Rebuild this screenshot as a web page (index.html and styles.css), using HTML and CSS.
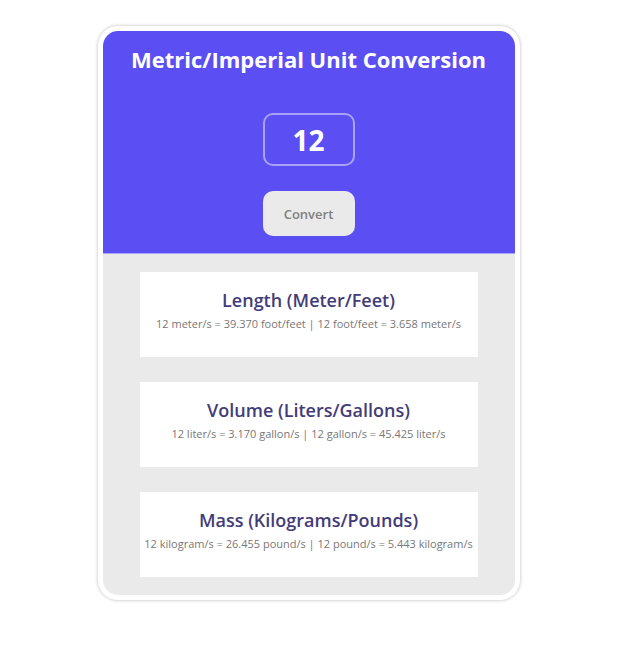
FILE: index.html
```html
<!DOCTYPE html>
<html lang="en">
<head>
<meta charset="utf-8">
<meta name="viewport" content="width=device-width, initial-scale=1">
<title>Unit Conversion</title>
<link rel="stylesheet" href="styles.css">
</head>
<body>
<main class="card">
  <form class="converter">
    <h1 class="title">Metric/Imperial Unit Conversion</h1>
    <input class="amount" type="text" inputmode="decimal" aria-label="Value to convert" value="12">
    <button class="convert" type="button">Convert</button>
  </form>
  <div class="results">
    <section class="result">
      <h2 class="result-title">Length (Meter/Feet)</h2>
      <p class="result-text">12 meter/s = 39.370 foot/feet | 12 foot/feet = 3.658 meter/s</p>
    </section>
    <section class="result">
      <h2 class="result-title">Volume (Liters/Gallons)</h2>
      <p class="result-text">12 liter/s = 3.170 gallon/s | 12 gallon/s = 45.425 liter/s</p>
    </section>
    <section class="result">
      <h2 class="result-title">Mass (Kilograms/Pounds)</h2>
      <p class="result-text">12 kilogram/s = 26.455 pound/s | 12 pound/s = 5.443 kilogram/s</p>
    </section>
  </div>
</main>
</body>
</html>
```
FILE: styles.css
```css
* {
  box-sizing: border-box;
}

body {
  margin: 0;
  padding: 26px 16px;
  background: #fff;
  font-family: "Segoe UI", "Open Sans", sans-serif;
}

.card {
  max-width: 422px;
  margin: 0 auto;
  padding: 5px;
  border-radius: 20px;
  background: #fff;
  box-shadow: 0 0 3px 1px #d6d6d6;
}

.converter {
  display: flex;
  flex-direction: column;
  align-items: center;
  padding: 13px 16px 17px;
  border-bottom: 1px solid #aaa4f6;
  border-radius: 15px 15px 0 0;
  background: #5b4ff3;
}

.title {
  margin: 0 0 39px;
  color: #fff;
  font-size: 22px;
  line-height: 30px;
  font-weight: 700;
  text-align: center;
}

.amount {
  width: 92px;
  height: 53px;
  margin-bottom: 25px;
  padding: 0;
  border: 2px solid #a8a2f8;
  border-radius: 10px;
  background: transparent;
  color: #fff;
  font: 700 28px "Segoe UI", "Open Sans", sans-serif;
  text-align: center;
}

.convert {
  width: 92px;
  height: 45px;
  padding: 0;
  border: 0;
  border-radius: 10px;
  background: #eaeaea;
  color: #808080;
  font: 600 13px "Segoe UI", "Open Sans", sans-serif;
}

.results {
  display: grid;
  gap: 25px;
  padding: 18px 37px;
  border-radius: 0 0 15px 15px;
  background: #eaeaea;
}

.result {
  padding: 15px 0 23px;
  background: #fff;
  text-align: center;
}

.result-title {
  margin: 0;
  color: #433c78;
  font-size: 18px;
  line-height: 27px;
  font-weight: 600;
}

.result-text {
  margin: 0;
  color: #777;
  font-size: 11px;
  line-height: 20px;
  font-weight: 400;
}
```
------------
## REQUIREMENT
Output an exact copy of the material, with the pictures removed.

## FULL SOLUTION
Rebuild this screenshot as a web page (index.html and styles.css), using HTML and CSS.
FILE: index.html
```html
<!DOCTYPE html>
<html lang="en">
<head>
<meta charset="utf-8">
<meta name="viewport" content="width=device-width, initial-scale=1">
<title>Unit Conversion</title>
<link rel="stylesheet" href="styles.css">
</head>
<body>
<main class="card">
  <form class="converter">
    <h1 class="title">Metric/Imperial Unit Conversion</h1>
    <input class="amount" type="text" inputmode="decimal" aria-label="Value to convert" value="12">
    <button class="convert" type="button">Convert</button>
  </form>
  <div class="results">
    <section class="result">
      <h2 class="result-title">Length (Meter/Feet)</h2>
      <p class="result-text">12 meter/s = 39.370 foot/feet | 12 foot/feet = 3.658 meter/s</p>
    </section>
    <section class="result">
      <h2 class="result-title">Volume (Liters/Gallons)</h2>
      <p class="result-text">12 liter/s = 3.170 gallon/s | 12 gallon/s = 45.425 liter/s</p>
    </section>
    <section class="result">
      <h2 class="result-title">Mass (Kilograms/Pounds)</h2>
      <p class="result-text">12 kilogram/s = 26.455 pound/s | 12 pound/s = 5.443 kilogram/s</p>
    </section>
  </div>
</main>
</body>
</html>
```
FILE: styles.css
```css
* {
  box-sizing: border-box;
}

body {
  margin: 0;
  padding: 26px 16px;
  background: #fff;
  font-family: "Segoe UI", "Open Sans", sans-serif;
}

.card {
  max-width: 422px;
  margin: 0 auto;
  padding: 5px;
  border-radius: 20px;
  background: #fff;
  box-shadow: 0 0 3px 1px #d6d6d6;
}

.converter {
  display: flex;
  flex-direction: column;
  align-items: center;
  padding: 13px 16px 17px;
  border-bottom: 1px solid #aaa4f6;
  border-radius: 15px 15px 0 0;
  background: #5b4ff3;
}

.title {
  margin: 0 0 39px;
  color: #fff;
  font-size: 22px;
  line-height: 30px;
  font-weight: 700;
  text-align: center;
}

.amount {
  width: 92px;
  height: 53px;
  margin-bottom: 25px;
  padding: 0;
  border: 2px solid #a8a2f8;
  border-radius: 10px;
  background: transparent;
  color: #fff;
  font: 700 28px "Segoe UI", "Open Sans", sans-serif;
  text-align: center;
}

.convert {
  width: 92px;
  height: 45px;
  padding: 0;
  border: 0;
  border-radius: 10px;
  background: #eaeaea;
  color: #808080;
  font: 600 13px "Segoe UI", "Open Sans", sans-serif;
}

.results {
  display: grid;
  gap: 25px;
  padding: 18px 37px;
  border-radius: 0 0 15px 15px;
  background: #eaeaea;
}

.result {
  padding: 15px 0 23px;
  background: #fff;
  text-align: center;
}

.result-title {
  margin: 0;
  color: #433c78;
  font-size: 18px;
  line-height: 27px;
  font-weight: 600;
}

.result-text {
  margin: 0;
  color: #777;
  font-size: 11px;
  line-height: 20px;
  font-weight: 400;
}
```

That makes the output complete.